_AIM OF THE TASK_
Give the listing again exactly, omitting its images.

_INFORMATION PROVIDED_
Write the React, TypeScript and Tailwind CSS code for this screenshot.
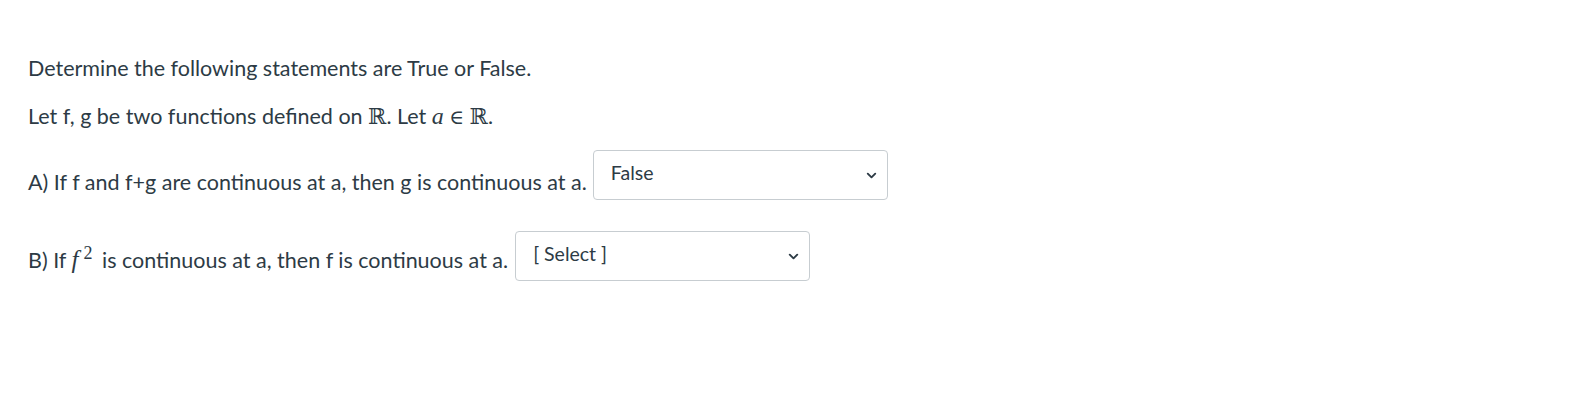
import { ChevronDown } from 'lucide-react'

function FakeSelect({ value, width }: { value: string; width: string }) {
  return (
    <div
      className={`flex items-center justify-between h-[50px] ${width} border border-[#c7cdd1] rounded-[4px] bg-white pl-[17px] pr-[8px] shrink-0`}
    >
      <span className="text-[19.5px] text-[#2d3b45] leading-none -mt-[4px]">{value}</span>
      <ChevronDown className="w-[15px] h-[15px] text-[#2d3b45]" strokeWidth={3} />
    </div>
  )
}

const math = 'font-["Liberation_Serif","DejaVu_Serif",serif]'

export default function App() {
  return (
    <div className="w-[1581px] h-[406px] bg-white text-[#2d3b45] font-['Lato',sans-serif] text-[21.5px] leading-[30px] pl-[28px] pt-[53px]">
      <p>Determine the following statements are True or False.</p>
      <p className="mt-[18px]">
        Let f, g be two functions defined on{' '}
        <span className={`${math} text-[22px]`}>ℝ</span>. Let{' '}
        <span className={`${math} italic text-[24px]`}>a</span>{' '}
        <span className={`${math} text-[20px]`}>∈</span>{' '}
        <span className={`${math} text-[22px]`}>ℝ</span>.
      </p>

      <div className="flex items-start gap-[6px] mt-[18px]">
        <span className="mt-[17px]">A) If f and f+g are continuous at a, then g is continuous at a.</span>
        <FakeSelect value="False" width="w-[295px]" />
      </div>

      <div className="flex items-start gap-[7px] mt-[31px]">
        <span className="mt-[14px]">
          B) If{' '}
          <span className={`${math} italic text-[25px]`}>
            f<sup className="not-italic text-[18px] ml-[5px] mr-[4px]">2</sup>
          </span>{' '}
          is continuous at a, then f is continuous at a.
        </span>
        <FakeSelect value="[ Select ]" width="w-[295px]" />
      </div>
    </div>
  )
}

_EXPECTED ANSWER_
Write the React, TypeScript and Tailwind CSS code for this screenshot.
import { ChevronDown } from 'lucide-react'

function FakeSelect({ value, width }: { value: string; width: string }) {
  return (
    <div
      className={`flex items-center justify-between h-[50px] ${width} border border-[#c7cdd1] rounded-[4px] bg-white pl-[17px] pr-[8px] shrink-0`}
    >
      <span className="text-[19.5px] text-[#2d3b45] leading-none -mt-[4px]">{value}</span>
      <ChevronDown className="w-[15px] h-[15px] text-[#2d3b45]" strokeWidth={3} />
    </div>
  )
}

const math = 'font-["Liberation_Serif","DejaVu_Serif",serif]'

export default function App() {
  return (
    <div className="w-[1581px] h-[406px] bg-white text-[#2d3b45] font-['Lato',sans-serif] text-[21.5px] leading-[30px] pl-[28px] pt-[53px]">
      <p>Determine the following statements are True or False.</p>
      <p className="mt-[18px]">
        Let f, g be two functions defined on{' '}
        <span className={`${math} text-[22px]`}>ℝ</span>. Let{' '}
        <span className={`${math} italic text-[24px]`}>a</span>{' '}
        <span className={`${math} text-[20px]`}>∈</span>{' '}
        <span className={`${math} text-[22px]`}>ℝ</span>.
      </p>

      <div className="flex items-start gap-[6px] mt-[18px]">
        <span className="mt-[17px]">A) If f and f+g are continuous at a, then g is continuous at a.</span>
        <FakeSelect value="False" width="w-[295px]" />
      </div>

      <div className="flex items-start gap-[7px] mt-[31px]">
        <span className="mt-[14px]">
          B) If{' '}
          <span className={`${math} italic text-[25px]`}>
            f<sup className="not-italic text-[18px] ml-[5px] mr-[4px]">2</sup>
          </span>{' '}
          is continuous at a, then f is continuous at a.
        </span>
        <FakeSelect value="[ Select ]" width="w-[295px]" />
      </div>
    </div>
  )
}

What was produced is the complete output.